‘Perverse love story’
Ang Lee’s latest foray into literary adaptation is not quite like anything else he’s done before. Based on a short story by Eileen Chang, it’s longer and certainly more sinister than his version of Pride and Prejudice, and—with that NC-17 rating—it’s much more sexually explicit and erotically flamboyant than Brokeback Mountain.
With a period setting (World War II in China, during the Japanese occupation) and a plot involving conspiracy, seduction, assassination and underground resistance, Lust, Caution sounds like a political thriller in the spy-saga mode. But despite some elaborately detailed historical background, it still boils down—perhaps too slowly—to a two-person drama, a perverse love story with some surprising long-range fall-out.
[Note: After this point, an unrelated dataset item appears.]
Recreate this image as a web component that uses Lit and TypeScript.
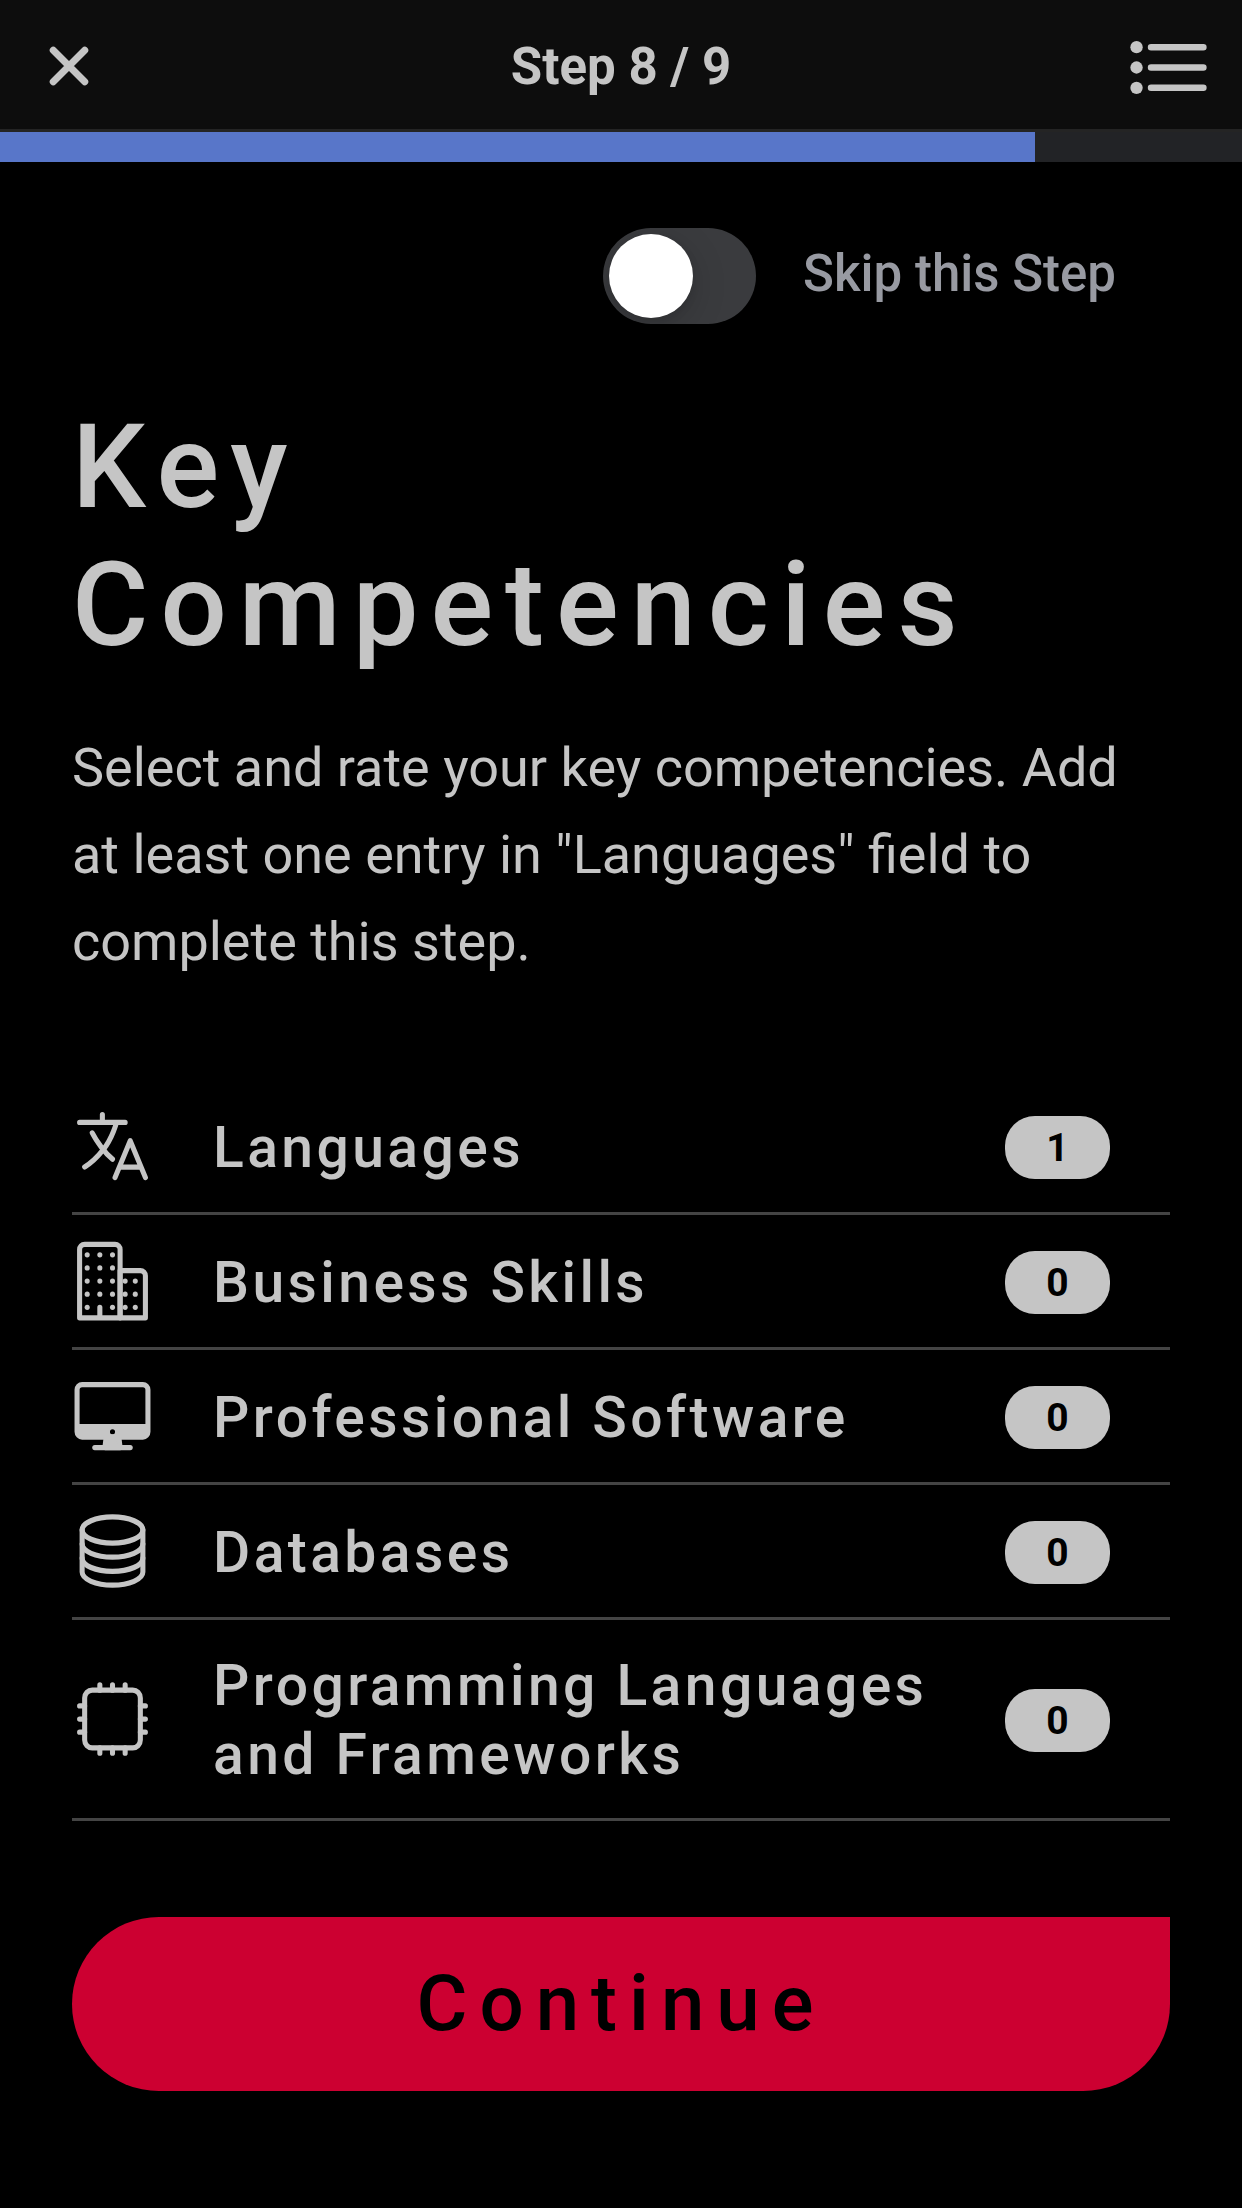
import { LitElement, html, css, svg } from "lit";
import { customElement, property, state } from "lit/decorators.js";

type IconName = "close" | "list" | "language" | "business" | "desktop" | "server" | "chip";

const businessDots = [
  [96, 96], [176, 96], [256, 96],
  [96, 176], [176, 176], [256, 176],
  [96, 256], [176, 256], [256, 256], [336, 256], [400, 256],
  [96, 336], [176, 336], [256, 336], [336, 336], [400, 336],
  [96, 416], [256, 416], [336, 416], [400, 416],
];

const shapes: Record<IconName, unknown> = {
  close: svg`<path class="heavy" d="M368 368L144 144M368 144L144 368" />`,
  list: svg`
    <path class="medium" d="M160 144h288M160 256h288M160 368h288" />
    <circle class="solid" cx="80" cy="144" r="34" />
    <circle class="solid" cx="80" cy="256" r="34" />
    <circle class="solid" cx="80" cy="368" r="34" />`,
  language: svg`
    <path d="M48 112h288M192 64v48M272 448l96-224 96 224M301.5 384h133M281.3 112S257 206 199 277 80 384 80 384" />
    <path d="M256 336s-35-27-72-75-56-85-56-85" />`,
  business: svg`
    <path d="M176 416v64M80 32h192a32 32 0 0132 32v416H48V64a32 32 0 0132-32z" />
    <path d="M304 192h128a32 32 0 0132 32v256H304z" />
    ${businessDots.map(([x, y]) => svg`<circle class="solid" cx=${x} cy=${y} r="16" />`)}`,
  desktop: svg`
    <rect x="32" y="64" width="448" height="320" rx="32" ry="32" />
    <path class="filled" d="M304 448l-8-64h-80l-8 64h96z" />
    <path d="M368 448H144" />
    <path class="solid" d="M32 304v48a32 32 0 0032 32h384a32 32 0 0032-32v-48zm224 64a16 16 0 1116-16 16 16 0 01-16 16z" />`,
  server: svg`
    <ellipse cx="256" cy="128" rx="192" ry="80" />
    <path d="M448 214c0 44.18-86 80-192 80S64 258.18 64 214" />
    <path d="M448 300c0 44.18-86 80-192 80S64 344.18 64 300" />
    <path d="M64 127.24v257.52C64 428.52 150 464 256 464s192-35.48 192-79.24V127.24" />`,
  chip: svg`
    <rect x="80" y="80" width="352" height="352" rx="48" ry="48" />
    <path d="M256 80V48M336 80V48M176 80V48M256 464v-32M336 464v-32M176 464v-32M432 256h32M432 336h32M432 176h32M48 256h32M48 336h32M48 176h32" />`,
};

@customElement("app-icon")
export class AppIcon extends LitElement {
  @property() name: IconName = "close";

  static styles = css`
    :host {
      display: block;
    }
    .glyph {
      display: block;
      width: 100%;
      height: 100%;
      fill: none;
      stroke: currentColor;
      stroke-width: 32;
      stroke-linecap: round;
      stroke-linejoin: round;
    }
    .medium {
      stroke-width: 36;
    }
    .heavy {
      stroke-width: 50;
    }
    .solid {
      fill: currentColor;
      stroke: none;
    }
    .filled {
      fill: currentColor;
    }
  `;

  render() {
    return html`<svg class="glyph" viewBox="0 0 512 512" preserveAspectRatio="none" aria-hidden="true">
      ${shapes[this.name]}
    </svg>`;
  }
}

interface Competency {
  label: string;
  icon: IconName;
  count: number;
}

@customElement("app-root")
export class AppRoot extends LitElement {
  @state() private skipped = false;

  private readonly progress = 5 / 6;

  private readonly competencies: Competency[] = [
    { label: "Languages", icon: "language", count: 1 },
    { label: "Business Skills", icon: "business", count: 0 },
    { label: "Professional Software", icon: "desktop", count: 0 },
    { label: "Databases", icon: "server", count: 0 },
    { label: "Programming Languages and Frameworks", icon: "chip", count: 0 },
  ];

  static styles = css`
    :host {
      display: block;
      min-height: 100vh;
      background: #000;
      color: #c5c5c5;
      font-family: Roboto, "Liberation Sans", sans-serif;
    }
    * {
      box-sizing: border-box;
    }
    button {
      margin: 0;
      padding: 0;
      border: 0;
      background: none;
      color: inherit;
      font: inherit;
      cursor: pointer;
    }
    .bar {
      display: grid;
      grid-template-columns: 1fr auto 1fr;
      align-items: center;
      min-height: 132px;
      padding: 3px 27px 0;
      border-bottom: 3px solid #242424;
      background: #0d0d0d;
    }
    .bar-title {
      margin: 0;
      padding-top: 2px;
      font-size: 51px;
      line-height: 60px;
      font-weight: 700;
    }
    .close {
      justify-self: start;
      padding: 6px;
    }
    .close-icon {
      width: 72px;
      height: 72px;
    }
    .menu {
      justify-self: end;
      padding-top: 3px;
    }
    .menu-icon {
      width: 93px;
      height: 93px;
    }
    .track {
      height: 30px;
      background: #222326;
    }
    .fill {
      height: 100%;
      background: #5876c9;
    }
    .content {
      padding: 66px 72px 72px;
    }
    .skip {
      display: flex;
      align-items: center;
      justify-content: flex-end;
      gap: 47px;
      padding-right: 54px;
    }
    .toggle {
      appearance: none;
      width: 153px;
      height: 96px;
      margin: 0;
      padding: 6px;
      border-radius: 48px;
      background: #3a3b3e;
      cursor: pointer;
    }
    .toggle::before {
      content: "";
      display: block;
      width: 84px;
      height: 84px;
      border-radius: 50%;
      background: #fff;
      box-shadow: 0 9px 36px rgba(0, 0, 0, 0.16), 0 3px 9px rgba(0, 0, 0, 0.1);
    }
    .toggle:checked {
      background: #5876c9;
    }
    .toggle:checked::before {
      margin-left: auto;
    }
    .skip-label {
      padding-bottom: 4px;
      color: #989aa2;
      font-size: 51px;
      line-height: 60px;
      font-weight: 500;
    }
    .heading {
      margin: 74px 0 50px;
      font-size: 117px;
      line-height: 138px;
      font-weight: 500;
      letter-spacing: 12px;
    }
    .intro {
      margin: 0 0 95px;
      font-size: 54px;
      line-height: 87px;
    }
    .list {
      margin: 0 0 96px;
      padding: 0;
      list-style: none;
    }
    .item {
      border-bottom: 3px solid #444;
    }
    .row {
      display: flex;
      align-items: center;
      gap: 60px;
      width: 100%;
      min-height: 132px;
      padding: 24px 60px 24px 0;
      text-align: left;
    }
    .item:last-child .row {
      padding-top: 29px;
      padding-bottom: 29px;
    }
    .row-icon {
      flex: none;
      width: 81px;
      height: 84px;
    }
    .row-label {
      flex: 1;
      padding-top: 2px;
      font-size: 57px;
      line-height: 69px;
      font-weight: 500;
      letter-spacing: 0.06em;
    }
    .count {
      flex: none;
      width: 105px;
      margin-top: 3px;
      padding-top: 1px;
      border-radius: 30px;
      background: #c5c5c5;
      color: #000;
      font-size: 39px;
      line-height: 62px;
      font-weight: 700;
      text-align: center;
    }
    .continue {
      display: block;
      width: 100%;
      padding: 40px 0;
      border-radius: 87px 0 87px 87px;
      background: #cc0031;
      color: #000;
      font-size: 78px;
      line-height: 94px;
      font-weight: 500;
      letter-spacing: 12px;
    }
  `;

  private onSkip(event: Event) {
    this.skipped = (event.target as HTMLInputElement).checked;
  }

  render() {
    const percent = this.progress * 100;
    return html`
      <header class="bar">
        <button class="close" type="button" aria-label="Close">
          <app-icon class="close-icon" name="close"></app-icon>
        </button>
        <p class="bar-title">Step 8 / 9</p>
        <button class="menu" type="button" aria-label="All steps">
          <app-icon class="menu-icon" name="list"></app-icon>
        </button>
      </header>
      <div class="track" role="progressbar" aria-label="Progress" aria-valuenow=${Math.round(percent)}>
        <div class="fill" style="width: ${percent}%"></div>
      </div>
      <main class="content">
        <div class="skip">
          <input
            id="skip"
            class="toggle"
            type="checkbox"
            role="switch"
            .checked=${this.skipped}
            @change=${this.onSkip}
          />
          <label class="skip-label" for="skip">Skip this Step</label>
        </div>
        <h1 class="heading">Key Competencies</h1>
        <p class="intro">
          Select and rate your key competencies. Add at least one entry in "Languages" field to complete this step.
        </p>
        <ul class="list">
          ${this.competencies.map(
            (entry) => html`
              <li class="item">
                <button class="row" type="button">
                  <app-icon class="row-icon" name=${entry.icon}></app-icon>
                  <span class="row-label">${entry.label}</span>
                  <span class="count">${entry.count}</span>
                </button>
              </li>
            `,
          )}
        </ul>
        <button class="continue" type="button">Continue</button>
      </main>
    `;
  }
}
With Hong Kong heartthrob Tony Leung in one of the two lead roles, the film also echoes such Wong Kar-Wai pictures as In the Mood for Love, but the seduction-and-assassination plot is more along the lines of Alfred Hitchcock’s classic Notorious (1946), a connection the cineaste Lee seems to acknowledge via separate glimpses of that film’s stars, Cary Grant and Ingrid Bergman. As such, Lust, Caution is rich in cinematic textures, but nowhere near any full-blown Hitchcockian payoffs, with or without that “transgressive” psychology.
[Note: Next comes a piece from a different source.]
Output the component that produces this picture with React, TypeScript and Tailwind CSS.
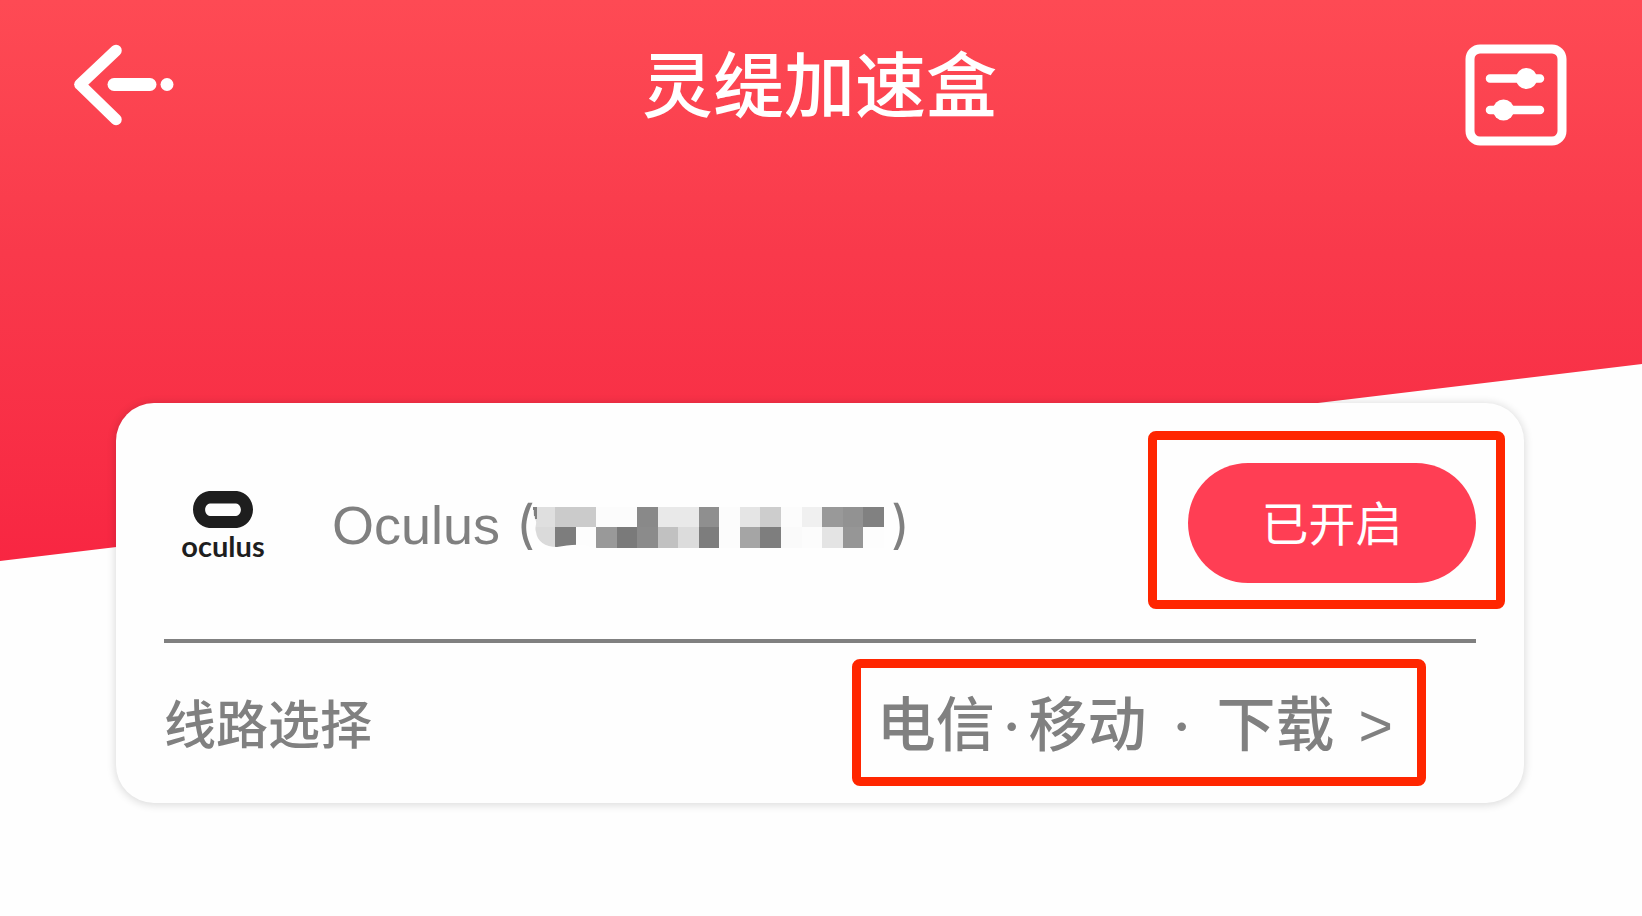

The sexual fireworks and sporadic brutality inevitably prove somewhat misleading for an extended tale in which deflected emotion and subtly convoluted psychology ultimately matter most. And it doesn’t help that Tang seems too much the featherweight in the perhaps impossible role of the drama student who must make herself into a femme fatale as part of a dissident scheme to set-up a collaborationist intelligence officer (Leung) for assassination.
Leung, nevertheless, is quite good—moody, both sleek and hardened, smoldering with perverse, guilty defiance—and the one performer in the production who seems capable of fully bearing the paradoxes of the story’s characterizations. Rodrigo Prieto’s suavely evocative cinematography and Alexandre Desplat’s lush, somber score add substantially to film’s various offbeat pleasures.